Et*, pour faire un choix, il faut comparer, juger ; pour bien choisir, il faut vouloir, comme je le veux, que l'enfant vive, qu'il vibre, qu'il soit gai, qu'il soit heureux.
[1] Je me permets de vous faire remarquer le timing : un jour, ceci, le lendemain, cela, un troisième jour, encore autre chose. Conclusion : ne cherchez pas dans les dix dernières années car cette personne ne procédait pas par « séquence » ou par « thème ». Et méditez la raison qu’elle évoque : « Les sujets abondent » et ils sont tous importants.
[2] « Vous êtes sûre que cette personne n’a pas écrit ce texte cette semaine, après quelques mois de Vocabulaire Cycle I Eduscol ? »
[3] « Vraiment sûre ? Et ça, alors : Manipuler, jouer avec les syllabes ? »
[4] Une ligne mixte est composée de parties droites et courbes.
[5] Une preuve supplémentaire que ce texte n’est pas d’aujourd’hui : vous en connaissez beaucoup, vous, des « chercheurs en Sciences de l’Éducation » qui, au cours des trente dernières années, ont osé dire : « Notre théorie marche beaucoup moins bien que nous l’espérions.
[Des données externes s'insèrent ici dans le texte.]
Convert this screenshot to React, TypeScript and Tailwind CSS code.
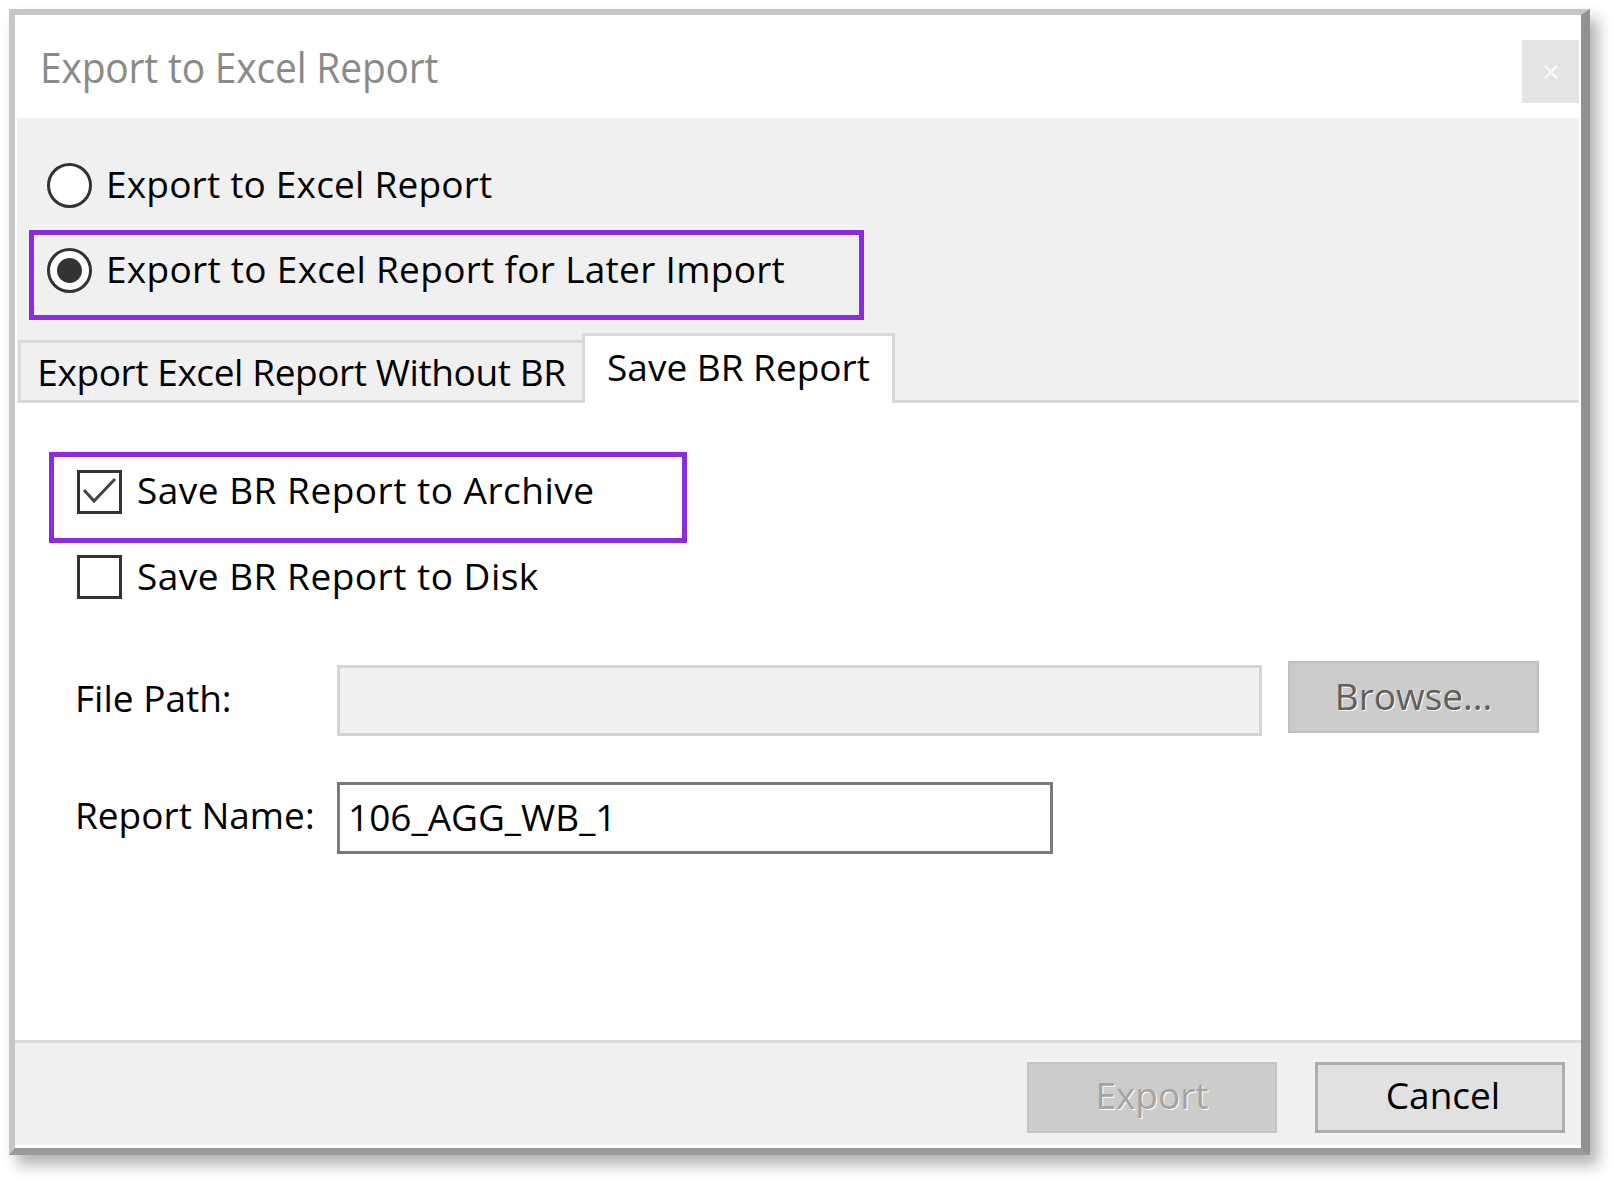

Nous pouvons même avouer que c’est un fiasco ! » ? Moi, pas un seul. À part ça, je crois que la personne cherche à nous dire que n'est pas Célestin Freinet qui veut et que la méthode naturelle de lecture nécessite beaucoup d'habileté pour être sûr d'amener ses élèves, tous ses élèves, en un temps suffisamment court à la lecture fluide.
[6] Euh... Là, j’ai bien peur que certains textes de lecture courante des manuels CP provoquent ce genre de réaction, hélas.
Le petit jeu concours étant terminé, voici les références de ce texte : l'auteur est Pauline Kergomard (1838 - 1925), et l'ouvrage dont l'extrait est tiré est L'Éducation maternelle dans l'école, paru en 1886.